• [What you will do] From the listing below, copy only the lines running from the line that contains "What React and" to the line that contains "const foods = ['Meat', 'Seafood', 'Eggs', 'Nuts', 'Dairy'];", both included.
※ ※ ※
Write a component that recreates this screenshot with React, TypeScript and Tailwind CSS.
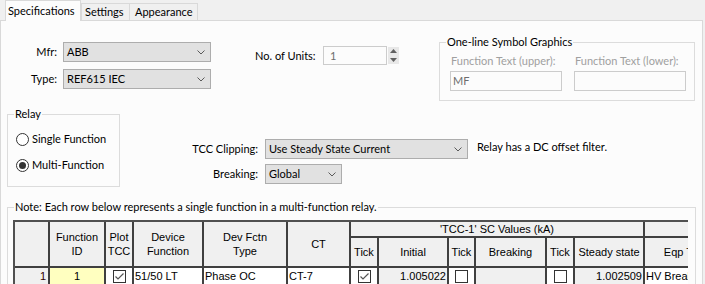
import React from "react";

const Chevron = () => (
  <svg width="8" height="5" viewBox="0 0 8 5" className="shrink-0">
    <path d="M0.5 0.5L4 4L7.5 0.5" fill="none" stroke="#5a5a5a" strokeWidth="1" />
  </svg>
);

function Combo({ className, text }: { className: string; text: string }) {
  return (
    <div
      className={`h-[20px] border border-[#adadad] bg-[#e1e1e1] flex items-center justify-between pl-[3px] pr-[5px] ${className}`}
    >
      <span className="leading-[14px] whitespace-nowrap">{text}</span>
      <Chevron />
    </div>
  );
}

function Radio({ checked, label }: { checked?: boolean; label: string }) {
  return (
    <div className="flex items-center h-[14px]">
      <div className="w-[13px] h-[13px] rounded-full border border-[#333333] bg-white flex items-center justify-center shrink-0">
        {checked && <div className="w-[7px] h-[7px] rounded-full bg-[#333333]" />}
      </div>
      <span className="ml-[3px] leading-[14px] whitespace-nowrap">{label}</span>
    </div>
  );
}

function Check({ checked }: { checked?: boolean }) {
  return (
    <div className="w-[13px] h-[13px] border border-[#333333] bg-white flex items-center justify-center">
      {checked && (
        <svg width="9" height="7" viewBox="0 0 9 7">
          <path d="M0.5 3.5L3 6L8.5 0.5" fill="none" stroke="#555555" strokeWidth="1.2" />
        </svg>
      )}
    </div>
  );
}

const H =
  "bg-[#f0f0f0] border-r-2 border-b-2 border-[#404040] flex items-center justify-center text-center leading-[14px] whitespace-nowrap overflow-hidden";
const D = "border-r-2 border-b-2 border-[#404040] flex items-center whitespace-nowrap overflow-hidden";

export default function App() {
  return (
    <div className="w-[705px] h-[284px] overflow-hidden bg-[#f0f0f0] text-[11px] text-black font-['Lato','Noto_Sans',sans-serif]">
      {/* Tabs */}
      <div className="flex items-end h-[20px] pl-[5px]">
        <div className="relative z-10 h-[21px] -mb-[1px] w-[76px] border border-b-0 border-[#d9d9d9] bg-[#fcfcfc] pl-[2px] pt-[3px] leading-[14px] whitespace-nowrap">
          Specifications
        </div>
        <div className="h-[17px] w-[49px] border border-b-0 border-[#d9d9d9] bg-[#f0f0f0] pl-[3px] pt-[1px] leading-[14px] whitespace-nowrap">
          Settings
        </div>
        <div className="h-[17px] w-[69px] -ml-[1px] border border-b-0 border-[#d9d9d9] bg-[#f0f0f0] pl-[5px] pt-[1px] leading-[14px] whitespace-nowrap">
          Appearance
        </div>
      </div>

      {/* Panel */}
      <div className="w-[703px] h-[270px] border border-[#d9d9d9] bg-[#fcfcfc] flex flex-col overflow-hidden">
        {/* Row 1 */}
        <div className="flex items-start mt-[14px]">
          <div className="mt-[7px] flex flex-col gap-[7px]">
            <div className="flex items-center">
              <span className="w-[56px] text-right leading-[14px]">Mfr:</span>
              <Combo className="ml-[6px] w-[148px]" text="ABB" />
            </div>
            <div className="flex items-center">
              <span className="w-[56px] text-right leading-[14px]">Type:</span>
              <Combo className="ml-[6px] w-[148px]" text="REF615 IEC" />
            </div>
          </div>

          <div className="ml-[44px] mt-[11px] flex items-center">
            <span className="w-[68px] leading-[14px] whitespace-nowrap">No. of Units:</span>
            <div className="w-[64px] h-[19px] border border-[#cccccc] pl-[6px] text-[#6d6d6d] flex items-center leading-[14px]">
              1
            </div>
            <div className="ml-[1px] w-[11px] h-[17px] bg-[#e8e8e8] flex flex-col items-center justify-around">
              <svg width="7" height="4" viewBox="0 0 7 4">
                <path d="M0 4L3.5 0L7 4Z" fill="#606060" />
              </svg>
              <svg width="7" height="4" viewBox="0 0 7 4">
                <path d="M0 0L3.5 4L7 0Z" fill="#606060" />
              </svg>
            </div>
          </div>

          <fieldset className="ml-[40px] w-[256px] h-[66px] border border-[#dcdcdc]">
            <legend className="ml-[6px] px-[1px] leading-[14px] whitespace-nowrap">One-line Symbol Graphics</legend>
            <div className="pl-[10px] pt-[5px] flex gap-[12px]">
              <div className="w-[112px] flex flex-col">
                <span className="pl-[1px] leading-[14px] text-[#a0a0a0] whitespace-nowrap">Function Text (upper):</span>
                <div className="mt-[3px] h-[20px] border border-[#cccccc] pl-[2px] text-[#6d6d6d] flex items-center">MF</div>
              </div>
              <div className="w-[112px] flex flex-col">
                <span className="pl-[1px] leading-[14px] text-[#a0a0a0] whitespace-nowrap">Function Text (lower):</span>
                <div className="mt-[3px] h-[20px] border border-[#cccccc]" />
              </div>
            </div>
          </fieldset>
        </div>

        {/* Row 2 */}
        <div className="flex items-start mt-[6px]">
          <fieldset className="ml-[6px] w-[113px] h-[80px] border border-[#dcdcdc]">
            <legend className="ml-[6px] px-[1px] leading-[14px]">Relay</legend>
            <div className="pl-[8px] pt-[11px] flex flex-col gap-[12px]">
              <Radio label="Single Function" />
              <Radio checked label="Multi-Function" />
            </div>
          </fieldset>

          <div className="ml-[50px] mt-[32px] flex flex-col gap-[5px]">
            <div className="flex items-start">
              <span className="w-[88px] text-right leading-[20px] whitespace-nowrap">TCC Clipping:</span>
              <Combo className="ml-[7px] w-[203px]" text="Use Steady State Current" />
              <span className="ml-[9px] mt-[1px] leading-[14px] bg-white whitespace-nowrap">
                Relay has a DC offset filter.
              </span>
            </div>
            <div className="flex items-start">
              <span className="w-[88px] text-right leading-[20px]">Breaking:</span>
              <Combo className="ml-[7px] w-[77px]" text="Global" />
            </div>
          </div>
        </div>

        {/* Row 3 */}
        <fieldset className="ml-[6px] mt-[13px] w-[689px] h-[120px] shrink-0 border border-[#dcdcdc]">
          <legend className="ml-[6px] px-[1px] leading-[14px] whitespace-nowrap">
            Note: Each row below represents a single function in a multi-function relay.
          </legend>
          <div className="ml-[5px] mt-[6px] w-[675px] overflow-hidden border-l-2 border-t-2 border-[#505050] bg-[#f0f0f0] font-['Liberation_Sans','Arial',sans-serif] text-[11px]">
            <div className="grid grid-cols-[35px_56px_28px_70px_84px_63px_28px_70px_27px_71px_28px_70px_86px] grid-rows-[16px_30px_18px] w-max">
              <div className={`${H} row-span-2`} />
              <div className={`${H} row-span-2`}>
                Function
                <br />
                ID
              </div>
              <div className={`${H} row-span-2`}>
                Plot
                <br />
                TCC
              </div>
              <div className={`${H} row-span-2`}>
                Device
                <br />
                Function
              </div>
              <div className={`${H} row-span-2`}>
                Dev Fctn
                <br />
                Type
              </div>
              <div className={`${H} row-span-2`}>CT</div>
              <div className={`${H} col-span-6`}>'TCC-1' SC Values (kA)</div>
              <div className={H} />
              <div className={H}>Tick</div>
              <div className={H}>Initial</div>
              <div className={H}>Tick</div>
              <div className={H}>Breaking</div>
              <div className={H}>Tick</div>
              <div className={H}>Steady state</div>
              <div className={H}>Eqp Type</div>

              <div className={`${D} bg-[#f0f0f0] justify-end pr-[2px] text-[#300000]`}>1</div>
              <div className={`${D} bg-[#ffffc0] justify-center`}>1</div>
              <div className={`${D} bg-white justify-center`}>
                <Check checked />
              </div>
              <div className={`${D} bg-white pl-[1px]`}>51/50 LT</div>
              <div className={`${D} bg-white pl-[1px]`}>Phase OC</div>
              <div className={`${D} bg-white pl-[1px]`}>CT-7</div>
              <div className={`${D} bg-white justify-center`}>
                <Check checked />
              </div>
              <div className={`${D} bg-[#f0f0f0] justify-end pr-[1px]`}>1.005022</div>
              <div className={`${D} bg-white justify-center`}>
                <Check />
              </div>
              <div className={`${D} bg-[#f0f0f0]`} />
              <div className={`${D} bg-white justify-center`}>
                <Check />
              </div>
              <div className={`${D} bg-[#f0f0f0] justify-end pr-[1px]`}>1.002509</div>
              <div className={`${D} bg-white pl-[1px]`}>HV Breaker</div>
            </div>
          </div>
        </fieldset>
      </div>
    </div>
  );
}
※ ※ ※
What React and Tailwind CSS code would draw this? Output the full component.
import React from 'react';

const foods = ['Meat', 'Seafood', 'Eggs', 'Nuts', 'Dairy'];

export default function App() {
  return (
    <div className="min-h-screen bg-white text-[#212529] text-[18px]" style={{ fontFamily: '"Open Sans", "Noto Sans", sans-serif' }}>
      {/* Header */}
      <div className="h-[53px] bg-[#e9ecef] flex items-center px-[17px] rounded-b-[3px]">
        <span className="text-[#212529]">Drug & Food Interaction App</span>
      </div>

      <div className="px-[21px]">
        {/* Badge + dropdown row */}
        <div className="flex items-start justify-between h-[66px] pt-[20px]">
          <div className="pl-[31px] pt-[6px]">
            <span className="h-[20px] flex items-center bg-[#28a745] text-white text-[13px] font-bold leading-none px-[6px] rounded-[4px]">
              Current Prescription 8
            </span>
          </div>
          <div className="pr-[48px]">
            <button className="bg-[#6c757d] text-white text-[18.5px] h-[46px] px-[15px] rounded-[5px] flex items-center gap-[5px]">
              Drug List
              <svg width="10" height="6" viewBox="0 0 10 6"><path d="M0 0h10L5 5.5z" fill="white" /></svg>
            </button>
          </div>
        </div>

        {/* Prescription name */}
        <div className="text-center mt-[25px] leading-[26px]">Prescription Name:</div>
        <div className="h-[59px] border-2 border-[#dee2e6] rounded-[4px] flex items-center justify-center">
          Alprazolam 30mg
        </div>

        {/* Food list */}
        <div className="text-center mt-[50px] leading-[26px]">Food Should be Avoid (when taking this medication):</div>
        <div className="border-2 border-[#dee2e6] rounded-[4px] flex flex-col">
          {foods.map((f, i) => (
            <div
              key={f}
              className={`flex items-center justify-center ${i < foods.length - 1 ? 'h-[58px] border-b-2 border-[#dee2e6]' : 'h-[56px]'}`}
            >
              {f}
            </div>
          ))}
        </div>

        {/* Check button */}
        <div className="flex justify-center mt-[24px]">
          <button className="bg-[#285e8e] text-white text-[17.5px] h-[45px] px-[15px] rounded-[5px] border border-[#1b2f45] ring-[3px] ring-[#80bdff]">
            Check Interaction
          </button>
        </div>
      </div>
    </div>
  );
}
※ ※ ※
• [Task answer]
What React and Tailwind CSS code would draw this? Output the full component.
import React from 'react';

const foods = ['Meat', 'Seafood', 'Eggs', 'Nuts', 'Dairy'];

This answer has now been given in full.